If your baby is born with a SCT, she will undergo surgery to remove the mass and reconstruct the perineum after birth. Your baby should do very well.
A small number of babies, however, experience progressive enlargement of the tumor very quickly prior to birth, which can lead to heart failure (hydrops). If this happens to your baby, the doctor may recommend prenatal intervention.
There are two types of prenatal interventions:
- Open fetal surgery - The mother's uterus is opened, and the baby is taken out of the uterus, and, while the fetus is still attached to and sustained by the mother's placenta, the tumor is removed. The fetus is then returned to the mother's uterus to be carried as close to term as possible. Open fetal surgery can cause preterm labor and early delivery, so mothers are monitored closely after surgery.
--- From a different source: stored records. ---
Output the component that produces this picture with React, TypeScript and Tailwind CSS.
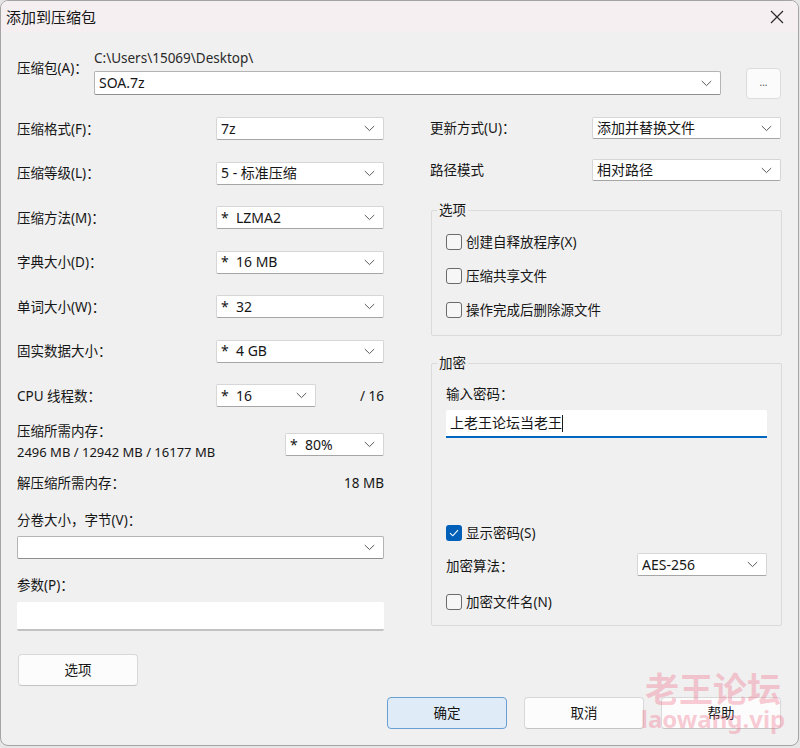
import React from "react";

function Chevron() {
  return (
    <svg width="11" height="7" viewBox="0 0 11 7" className="shrink-0">
      <path d="M0.8 1 L5.5 5.6 L10.2 1" stroke="#5a5a5a" strokeWidth="1" fill="none" />
    </svg>
  );
}

function Select({ className = "", text = "", edit = false }: { className?: string; text?: string; edit?: boolean }) {
  return (
    <div
      className={`flex items-center justify-between bg-white border rounded-[2px] pl-[4px] pr-[8px] ${
        edit ? "border-[#b4b4b4] border-b-[#8e8e8e]" : "border-[#d6d6d6] border-b-[#a6a6a6]"
      } ${className}`}
    >
      <span className="whitespace-pre text-[14px] leading-[16px]">{text}</span>
      <Chevron />
    </div>
  );
}

function Checkbox({ checked = false, label }: { checked?: boolean; label: string }) {
  return (
    <div className="flex items-center h-[20px] gap-[4px]">
      {checked ? (
        <div className="w-[16px] h-[16px] rounded-[3px] bg-[#005fb8] flex items-center justify-center">
          <svg width="10" height="8" viewBox="0 0 10 8">
            <path d="M1 4.2 L3.8 6.8 L9 1.2" stroke="white" strokeWidth="1.1" fill="none" />
          </svg>
        </div>
      ) : (
        <div className="w-[16px] h-[16px] rounded-[3px] border border-[#6b6b6b] bg-[#f6f6f6]" />
      )}
      <span className="text-[13.5px] leading-[16px]">{label}</span>
    </div>
  );
}

function Btn({ label, primary = false, className = "" }: { label: string; primary?: boolean; className?: string }) {
  return (
    <div
      className={`w-[120px] h-[32px] flex items-center justify-center rounded-[4px] border text-[13.5px] ${
        primary ? "bg-[#e0ebf8] border-[#6a9fd3]" : "bg-[#fcfcfc] border-[#d8d8d8] border-b-[#c4c4c4]"
      } ${className}`}
    >
      {label}
    </div>
  );
}

export default function App() {
  return (
    <div className="w-[800px] h-[748px] bg-[#e6e6e6] font-['Noto_Sans','Noto_Sans_CJK_SC',sans-serif] text-[#161616]">
      <div className="w-[799px] h-[746px] border border-[#a4a4a4] rounded-[8px] overflow-hidden flex flex-col bg-[#f0f0f0] relative">
        {/* title bar */}
        <div className="h-[31px] bg-[#f5eff1] flex items-center justify-between pl-[5px] pr-[14px] shrink-0">
          <span className="text-[15px] leading-[18px] font-['Noto_Sans_CJK_SC',sans-serif]">添加到压缩包</span>
          <svg width="14" height="14" viewBox="0 0 14 14">
            <path d="M1 1 L13 13 M13 1 L1 13" stroke="#2a2a2a" strokeWidth="1.2" />
          </svg>
        </div>

        {/* body */}
        <div className="flex-1 flex flex-col pl-[16px] pt-[18px]">
          {/* archive row */}
          <div className="flex items-start h-[49px]">
            <div className="w-[77px] shrink-0 mt-[10px] text-[13.5px] leading-[16px]">压缩包(A)：</div>
            <div className="w-[627px] shrink-0 flex flex-col">
              <div className="text-[13.5px] leading-[16px] text-[#2a2a2a]">C:\Users\15069\Desktop\</div>
              <Select edit className="mt-[5px] h-[24px]" text="SOA.7z" />
            </div>
            <div className="ml-[25px] mt-[18px] w-[35px] h-[31px] bg-[#fbfbfb] border border-[#dcdcdc] rounded-[4px] flex items-center justify-center text-[10px] text-[#555] pb-[2px]">
              ...
            </div>
          </div>

          {/* columns */}
          <div className="flex mt-[18px]">
            {/* left column */}
            <div className="w-[367px] flex flex-col text-[13.5px]">
              <div className="flex flex-col gap-[21.5px]">
                {[
                  ["压缩格式(F)：", "7z"],
                  ["压缩等级(L)：", "5 - 标准压缩"],
                  ["压缩方法(M)：", "*  LZMA2"],
                  ["字典大小(D)：", "*  16 MB"],
                  ["单词大小(W)：", "*  32"],
                  ["固实数据大小：", "*  4 GB"],
                ].map(([l, v]) => (
                  <div key={l} className="flex items-center justify-between h-[23px]">
                    <span className="leading-[16px]">{l}</span>
                    <Select className="w-[168px] h-[23px]" text={v} />
                  </div>
                ))}
                <div className="flex items-center h-[23px]">
                  <span className="w-[199px] leading-[16px]">CPU 线程数：</span>
                  <Select className="w-[100px] h-[23px]" text="*  16" />
                  <span className="flex-1 text-right leading-[16px]">/ 16</span>
                </div>
              </div>

              <div className="flex justify-between mt-[14px]">
                <div className="flex flex-col leading-[21px]">
                  <span>压缩所需内存：</span>
                  <span className="text-[13px]">2496 MB / 12942 MB / 16177 MB</span>
                </div>
                <Select className="w-[99px] h-[23px] mt-[12px]" text="*  80%" />
              </div>

              <div className="flex justify-between mt-[12px] leading-[16px]">
                <span>解压缩所需内存：</span>
                <span>18 MB</span>
              </div>

              <div className="mt-[21px] leading-[16px]">分卷大小，字节(V)：</div>
              <Select edit className="mt-[8px] h-[23px] w-full" text="" />

              <div className="mt-[18px] leading-[16px]">参数(P)：</div>
              <div className="mt-[9px] h-[29px] w-full bg-white border-b-2 border-[#c2c2c2] rounded-[2px]" />

              <Btn label="选项" className="mt-[23px] ml-[1px] h-[31px]" />
            </div>

            {/* right column */}
            <div className="w-[352px] ml-[46px] flex flex-col text-[13.5px]">
              <div className="flex items-center justify-between h-[22px]">
                <span className="leading-[16px]">更新方式(U)：</span>
                <Select className="w-[189px] h-[22px] mr-[1px]" text="添加并替换文件" />
              </div>
              <div className="flex items-center justify-between h-[22px] mt-[20px]">
                <span className="leading-[16px]">路径模式</span>
                <Select className="w-[189px] h-[22px] mr-[1px]" text="相对路径" />
              </div>

              <div className="relative mt-[29px] ml-[1px] w-[351px] h-[126px] border border-[#dadada] rounded-[2px] flex flex-col pl-[14px] pt-[21px] gap-[14px]">
                <span className="absolute -top-[9px] left-[5px] px-[2px] bg-[#f0f0f0] leading-[16px]">选项</span>
                <Checkbox label="创建自释放程序(X)" />
                <Checkbox label="压缩共享文件" />
                <Checkbox label="操作完成后删除源文件" />
              </div>

              <div className="relative mt-[27px] ml-[1px] w-[351px] h-[263px] border border-[#dadada] rounded-[2px] flex flex-col pl-[14px] pr-[14px] pt-[22px]">
                <span className="absolute -top-[9px] left-[5px] px-[2px] bg-[#f0f0f0] leading-[16px]">加密</span>
                <div className="leading-[16px]">输入密码：</div>
                <div className="mt-[8px] h-[28px] bg-white border-b-2 border-[#0067c0] rounded-t-[2px] flex items-center pl-[4px]">
                  <span className="text-[14px] leading-[16px]">上老王论坛当老王</span>
                  <span className="w-[1px] h-[17px] bg-[#1a1a1a]" />
                </div>
                <div className="mt-[85px]">
                  <Checkbox checked label="显示密码(S)" />
                </div>
                <div className="mt-[10px] flex items-center justify-between h-[23px]">
                  <span className="leading-[16px] mt-[2px]">加密算法：</span>
                  <Select className="w-[130px] h-[23px]" text="AES-256" />
                </div>
                <div className="mt-[16px]">
                  <Checkbox label="加密文件名(N)" />
                </div>
              </div>
            </div>
          </div>

          {/* buttons */}
          <div className="flex justify-end gap-[17px] mt-[11px] pr-[17px]">
            <Btn primary label="确定" />
            <Btn label="取消" />
            <Btn label="帮助" />
          </div>
        </div>

        {/* watermark */}
        <div className="absolute left-[640px] top-[666px] w-[144px] flex flex-col items-center pointer-events-none text-[#ee6d88]/35 font-bold font-['Noto_Sans_CJK_SC',sans-serif]">
          <span className="text-[34px] leading-[42px]">老王论坛</span>
          <span className="text-[24px] leading-[28px] font-['Noto_Sans',sans-serif] -mt-[4px]">laowang.vip</span>
        </div>
      </div>
    </div>
  );
}
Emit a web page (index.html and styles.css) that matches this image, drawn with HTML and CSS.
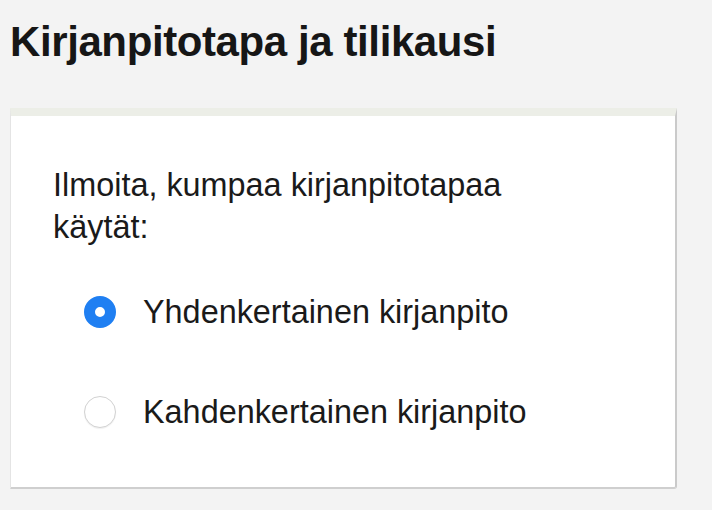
FILE: index.html
```html
<!DOCTYPE html>
<html lang="fi">
<head>
<meta charset="utf-8">
<link rel="stylesheet" href="styles.css">
</head>
<body>
<h1 class="title">Kirjanpitotapa ja tilikausi</h1>
<section class="card">
  <p class="question">Ilmoita, kumpaa kirjanpitotapaa käytät:</p>
  <div class="options">
    <label class="option">
      <span class="radio radio-checked"></span>
      <span class="label-text">Yhdenkertainen kirjanpito</span>
    </label>
    <label class="option">
      <span class="radio"></span>
      <span class="label-text">Kahdenkertainen kirjanpito</span>
    </label>
  </div>
</section>
</body>
</html>
```
FILE: styles.css
```css
html, body {
  margin: 0;
  padding: 0;
  background: #f3f3f3;
}
body {
  font-family: "Liberation Sans", Arial, sans-serif;
  color: #1a1a1a;
  padding: 0 10px;
  width: 667px;
}
.title {
  margin: 0;
  padding-top: 20px;
  font-size: 42px;
  line-height: 44px;
  font-weight: bold;
  color: #161616;
  letter-spacing: -0.4px;
}
.card {
  margin-top: 44px;
  background: #fff;
  border-top: 8px solid #eceee7;
  border-left: 1px solid #e4e4e4;
  border-right: 2px solid #cacaca;
  border-bottom: 2px solid #cfcfcf;
  border-bottom-right-radius: 3px;
  padding: 48px 40px 50px 42px;
}
.question {
  margin: 0;
  font-size: 32.4px;
  line-height: 42px;
  max-width: 530px;
}
.options {
  margin-top: 39px;
  display: flex;
  flex-direction: column;
  gap: 50px;
  padding-left: 31px;
}
.option {
  display: flex;
  align-items: center;
  height: 50px;
  gap: 27px;
  font-size: 32.4px;
}
.radio {
  width: 32px;
  height: 32px;
  border-radius: 50%;
  box-sizing: border-box;
  border: 1px solid #d2d2d2;
  background: #fff;
  box-shadow: 0 1px 1px rgba(0,0,0,0.06);
  flex: none;
}
.radio-checked {
  border: 11px solid #1f7ff2;
  box-shadow: none;
}
```
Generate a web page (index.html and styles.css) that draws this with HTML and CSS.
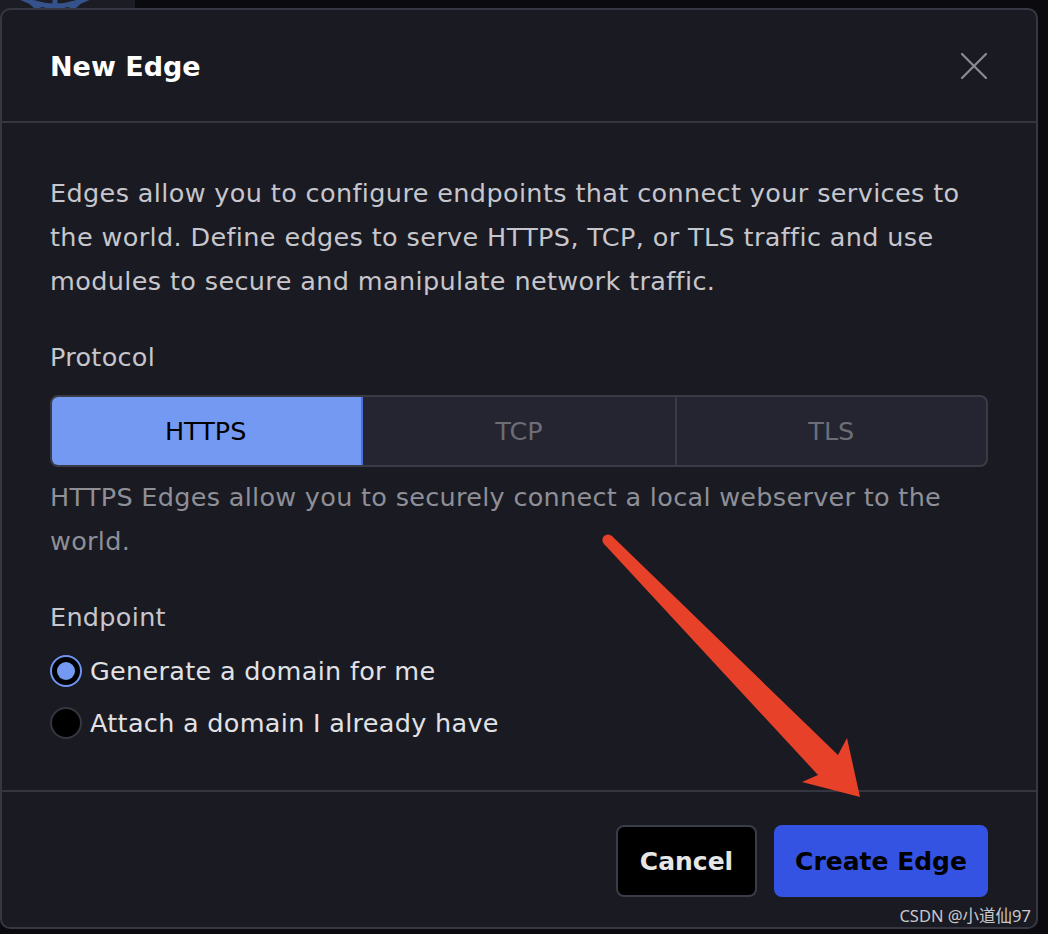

- Radio-frequency ablation- During this procedure, a needle is placed into the mother's uterus and into the tumor. Radio-frequency waves are sent through the needle to destroy the blood vessels that lead to the tumor. Without blood flow to the tumor, it does not grow and the risk of heart failure goes down. After delivery of the baby, the mass is completely removed in the operating room, and reconstruction is performed if needed.
What happens after delivery to babies who underwent fetal surgery?
Some reconstructive surgery to properly close the perineum may be needed. Fetal skin is remarkably resilient and may heal on its own without any scarring.
Depending on the development of the tumor's cells, no further treatment may be needed, or your child's physician may determine that chemotherapy may be necessary.